Even as the Dalai Lama issue takes up more and more editorial acreage in newspapers, the Chinese Embassy is still not commenting on the issue. However, what China did to a First World country in 2008 may be instructive. In that year, then French president, Nicolas Sarkozy who at the time also held the European Union’s rotating presidency, met with the Dalai Lama in Poland. China retaliated by calling off a scheduled EU-China summit. Two years later, two researchers at the University of Gottingen in Germany published the findings of a study – the first empirical analysis of its kind – that demonstrated the economic consequences of top leadership meeting the Dalai Lama. One researcher, Andreas Fuchs told CNN: “We wanted to find out the impact of the rising role of China in the world ... to find out what we should expect of China’s role in the world in the coming years.

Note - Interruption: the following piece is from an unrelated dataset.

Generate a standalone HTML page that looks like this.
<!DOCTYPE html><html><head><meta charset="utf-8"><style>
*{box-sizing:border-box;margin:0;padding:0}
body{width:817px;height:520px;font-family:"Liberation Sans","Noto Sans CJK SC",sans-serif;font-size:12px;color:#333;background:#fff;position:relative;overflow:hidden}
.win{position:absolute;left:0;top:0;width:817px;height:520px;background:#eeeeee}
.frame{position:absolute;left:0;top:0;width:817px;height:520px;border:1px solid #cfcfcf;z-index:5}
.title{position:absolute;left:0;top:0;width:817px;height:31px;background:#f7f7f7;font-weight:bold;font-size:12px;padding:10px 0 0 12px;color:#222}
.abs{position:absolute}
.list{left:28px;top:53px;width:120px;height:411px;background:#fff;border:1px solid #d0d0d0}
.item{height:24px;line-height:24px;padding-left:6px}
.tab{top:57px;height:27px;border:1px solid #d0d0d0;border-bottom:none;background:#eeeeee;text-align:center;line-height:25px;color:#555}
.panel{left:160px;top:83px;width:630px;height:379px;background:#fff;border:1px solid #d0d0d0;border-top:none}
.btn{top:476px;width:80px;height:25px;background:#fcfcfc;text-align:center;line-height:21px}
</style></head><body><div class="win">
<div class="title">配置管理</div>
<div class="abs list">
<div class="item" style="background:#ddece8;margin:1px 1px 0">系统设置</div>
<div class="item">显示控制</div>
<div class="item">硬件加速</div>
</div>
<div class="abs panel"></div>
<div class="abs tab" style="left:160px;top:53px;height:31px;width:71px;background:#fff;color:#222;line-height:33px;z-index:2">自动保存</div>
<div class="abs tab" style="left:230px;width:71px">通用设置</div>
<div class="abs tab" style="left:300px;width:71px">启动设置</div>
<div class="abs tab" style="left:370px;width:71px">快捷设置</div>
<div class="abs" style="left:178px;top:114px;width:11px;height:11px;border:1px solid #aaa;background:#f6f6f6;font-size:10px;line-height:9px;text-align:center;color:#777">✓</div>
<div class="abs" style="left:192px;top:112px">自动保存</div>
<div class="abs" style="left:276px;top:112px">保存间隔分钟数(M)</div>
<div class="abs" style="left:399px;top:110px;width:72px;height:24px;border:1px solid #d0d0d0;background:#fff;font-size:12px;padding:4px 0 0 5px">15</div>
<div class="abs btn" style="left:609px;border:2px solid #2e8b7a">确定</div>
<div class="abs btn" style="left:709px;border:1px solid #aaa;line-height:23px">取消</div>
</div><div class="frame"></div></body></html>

It is clear that politics has played a huge role in China’s commercial relationships.” The main finding was that countries whose top leadership meet with Tibet’s exiled spiritual leader lose, on average, 8.1 percent in exports to China two years following the meeting. The researchers discovered that exports to China decreased only after the Dalai Lama met with heads of state, such as presidents, prime ministers, kings, queens and the Pope. No negative impact was found after meetings of the Dalai Lama with lower-ranking officials. President Khama will officiate at the event, which obviously means that he will meet the Dalai Lama.
If it is any consolation at all, the “Dalai Lama Effect” wears off after two years, with trade returning to some normalcy. Fuchs told CNN that China itself has an interest in the restoration of commercial relationships but always ensures it expresses its anger about leaders meeting the Dalai Lama.